Parallel Programming Models
April 5, 2025
Yesterday, I spoke at the Programming Languages Club at Georgia Tech about exposing models for parallelism in programming languages. You can find the slides here. This post attempts to be a digestible overview of the content from my talk, framed in part in the context of modern deep learning systems.
Motivation
In the early days of computing, improving performance was relatively straightforward: make the processor faster. During the 1990s, chip manufacturers simply shrank transistors with each generation, as described by Moore's Law (transistor density doubling roughly every two years). Smaller transistors meant more of them could fit in the same area and signals had shorter distances to travel, yielding higher clock speeds and lower power per operation. For a while, clock speeds and transistor counts increased hand-in-hand, making programs run faster without any changes to software.
However, this approach hit physical limits. As transistors got denser, chips ran into problems with heat dissipation and manufacturing complexity (e.g. the challenges of 3nm and smaller process nodes). Chip designers reached a point of diminishing returns: just adding more transistors or increasing the clock rate began to yield less improvement while generating more heat and being more expensive.
The industry's response in the mid-2000s was to scale out horizontally by adding multiple processing cores on a single chip. Instead of one ultra-fast core, you got several moderately fast cores working in parallel. For example, an Apple M1 Pro has 8 or 10 cores, and high-end server processors like Intel's Granite Rapids Xeon processors can scale to well over 100 cores per socket. Each core can run tasks in parallel independently, so an application can theoretically run N times faster with N cores. Unfortunately, this is often not the case due to various factors (context switches, communication overhead, etc.).
Formations
Before diving deeper, it's useful to understand the types of parallelism found in modern processors and systems.
- Data Parallelism: performing the same operation on different pieces of data simultaneously (e.g. adding two arrays element-wise in parallel).
- Functional Parallelism: splitting a computation across multiple devices so different parts of the computation execute concurrently (e.g., allocating model experts to different devices).
- Pipeline Parallelism: breaking a computation into stages and executing those stages in a pipeline across multiple devices. While one stage is processing batch n, the next stage can process batch n - 1, and so on (e.g., training networks where layers are partitioned and pipelined across devices).

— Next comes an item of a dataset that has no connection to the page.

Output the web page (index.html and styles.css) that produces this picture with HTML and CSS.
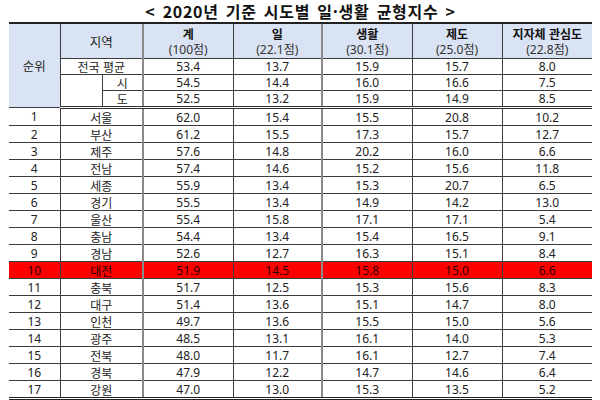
FILE: index.html
```html
<!DOCTYPE html>
<html lang="ko">
<head>
<meta charset="utf-8">
<title>2020년 기준 시도별 일·생활 균형지수</title>
<link rel="stylesheet" href="styles.css">
</head>
<body>
<div class="page">
  <h1 class="title">&lt; 2020년 기준 시도별 일·생활 균형지수 &gt;</h1>
  <table class="tbl">
    <colgroup>
      <col class="c-rank"><col class="c-ra"><col class="c-rb">
      <col class="c-v"><col class="c-v2"><col class="c-v"><col class="c-v"><col class="c-v">
    </colgroup>
    <thead>
      <tr class="hdr">
        <th rowspan="4" class="head rank-h">순위</th>
        <th colspan="2" class="head region-h">지역</th>
        <th class="head gl"><b>계</b><span>(100점)</span></th>
        <th class="head"><b>일</b><span>(22.1점)</span></th>
        <th class="head gl"><b>생활</b><span>(30.1점)</span></th>
        <th class="head"><b>제도</b><span>(25.0점)</span></th>
        <th class="head"><b>지자체 관심도</b><span>(22.8점)</span></th>
      </tr>
      <tr class="avg">
        <td colspan="2" class="region">전국 평균</td>
        <td class="gl">53.4</td><td>13.7</td><td class="gl">15.9</td><td>15.7</td><td>8.0</td>
      </tr>
      <tr class="avg">
        <td rowspan="2" class="blank"></td>
        <td class="sub">시</td>
        <td class="gl">54.5</td><td>14.4</td><td class="gl">16.0</td><td>16.6</td><td>7.5</td>
      </tr>
      <tr class="avg last">
        <td class="sub">도</td>
        <td class="gl">52.5</td><td>13.2</td><td class="gl">15.9</td><td>14.9</td><td>8.5</td>
      </tr>
    </thead>
    <tbody>
      <tr><td>1</td><td colspan="2">서울</td><td class="gl">62.0</td><td>15.4</td><td class="gl">15.5</td><td>20.8</td><td>10.2</td></tr>
      <tr><td>2</td><td colspan="2">부산</td><td class="gl">61.2</td><td>15.5</td><td class="gl">17.3</td><td>15.7</td><td>12.7</td></tr>
      <tr><td>3</td><td colspan="2">제주</td><td class="gl">57.6</td><td>14.8</td><td class="gl">20.2</td><td>16.0</td><td>6.6</td></tr>
      <tr><td>4</td><td colspan="2">전남</td><td class="gl">57.4</td><td>14.6</td><td class="gl">15.2</td><td>15.6</td><td>11.8</td></tr>
      <tr><td>5</td><td colspan="2">세종</td><td class="gl">55.9</td><td>13.4</td><td class="gl">15.3</td><td>20.7</td><td>6.5</td></tr>
      <tr><td>6</td><td colspan="2">경기</td><td class="gl">55.5</td><td>13.4</td><td class="gl">14.9</td><td>14.2</td><td>13.0</td></tr>
      <tr><td>7</td><td colspan="2">울산</td><td class="gl">55.4</td><td>15.8</td><td class="gl">17.1</td><td>17.1</td><td>5.4</td></tr>
      <tr><td>8</td><td colspan="2">충남</td><td class="gl">54.4</td><td>13.4</td><td class="gl">15.4</td><td>16.5</td><td>9.1</td></tr>
      <tr><td>9</td><td colspan="2">경남</td><td class="gl">52.6</td><td>12.7</td><td class="gl">16.3</td><td>15.1</td><td>8.4</td></tr>
      <tr class="hl"><td>10</td><td colspan="2">대전</td><td class="gl">51.9</td><td>14.5</td><td class="gl">15.8</td><td>15.0</td><td>6.6</td></tr>
      <tr><td>11</td><td colspan="2">충북</td><td class="gl">51.7</td><td>12.5</td><td class="gl">15.3</td><td>15.6</td><td>8.3</td></tr>
      <tr><td>12</td><td colspan="2">대구</td><td class="gl">51.4</td><td>13.6</td><td class="gl">15.1</td><td>14.7</td><td>8.0</td></tr>
      <tr><td>13</td><td colspan="2">인천</td><td class="gl">49.7</td><td>13.6</td><td class="gl">15.5</td><td>15.0</td><td>5.6</td></tr>
      <tr><td>14</td><td colspan="2">광주</td><td class="gl">48.5</td><td>13.1</td><td class="gl">16.1</td><td>14.0</td><td>5.3</td></tr>
      <tr><td>15</td><td colspan="2">전북</td><td class="gl">48.0</td><td>11.7</td><td class="gl">16.1</td><td>12.7</td><td>7.4</td></tr>
      <tr><td>16</td><td colspan="2">경북</td><td class="gl">47.9</td><td>12.2</td><td class="gl">14.7</td><td>14.6</td><td>6.4</td></tr>
      <tr class="end"><td>17</td><td colspan="2">강원</td><td class="gl">47.0</td><td>13.0</td><td class="gl">15.3</td><td>13.5</td><td>5.2</td></tr>
    </tbody>
  </table>
</div>
</body>
</html>
```
FILE: styles.css
```css
html, body {
  margin: 0;
  padding: 0;
  background: #ffffff;
}
body {
  font-family: "Noto Sans", "Noto Sans CJK KR", sans-serif;
  color: #222222;
  width: 600px;
  height: 400px;
  overflow: hidden;
}
.page {
  padding: 0 8px 0 9px;
}
.title {
  margin: 0;
  height: 22px;
  font-family: "Noto Sans CJK KR", sans-serif;
  font-size: 16px;
  font-weight: 700;
  line-height: 22px;
  text-align: center;
  color: #111111;
  letter-spacing: 0.7px;
  word-spacing: 2px;
}
.tbl {
  width: 583px;
  border-collapse: collapse;
  table-layout: fixed;
  font-size: 12px;
}
.c-rank { width: 51px; }
.c-ra { width: 42px; }
.c-rb { width: 41px; }
.c-v { width: 90px; }
.c-v2 { width: 89px; }

.tbl th, .tbl td {
  padding: 0;
  text-align: center;
  vertical-align: middle;
  border: 1px solid #3c3c3c;
  line-height: 15px;
  white-space: nowrap;
  overflow: hidden;
}
.tbl tr > :first-child { border-left: none; }
.tbl tr > :last-child { border-right: none; }
.tbl .hdr th { border-top: 2px solid #222222; }
.tbl .rank-h { border-left: none; }

.head {
  background: #dae3f3;
  font-weight: 400;
  height: 34px;
  font-size: 12px;
}
.head b, .head span {
  display: block;
  line-height: 17px;
}
.head b {
  font-family: "Noto Sans CJK KR", sans-serif;
  font-weight: 700;
  color: #111111;
  font-size: 12px;
}
.head span {
  color: #333333;
  margin-top: -1px;
}
.rank-h, .region-h {
  font-family: "Noto Sans CJK KR", sans-serif;
  font-size: 12.5px;
}
.avg td {
  height: 15px;
}
.avg td.region, .sub {
  font-family: "Noto Sans CJK KR", sans-serif;
}
.avg.last td, .avg td.blank {
  border-bottom: 3px double #333333;
}
.tbl tbody td {
  height: 16px;
}
.tbl tbody td:nth-child(2) {
  font-family: "Noto Sans CJK KR", sans-serif;
}
.tbl .gl {
  border-left: 2px solid #8a8a8a;
}
.tbl tr.hl td {
  background: #ff0000;
  color: #2a0000;
}
.tbl tr.end td {
  border-bottom: 3px double #222222;
}
```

Modern high performance computing and deep learning systems often combine these forms. In this post, we'll mostly concentrate on data parallelism — making an algorithm execute faster by applying it in parallel on many data elements.
Vector Instructions
Adding more cores isn't the only way to speed up computation; we can also make each core itself do more work in parallel. Modern CPUs already exploit a lot of internal parallelism with techniques like instruction pipelining, out-of-order execution, and speculative execution. Pipelining, for instance, splits the execution of an instruction into stages (fetch, decode, execute, etc.) so that multiple instructions are in progress concurrently (like an assembly line).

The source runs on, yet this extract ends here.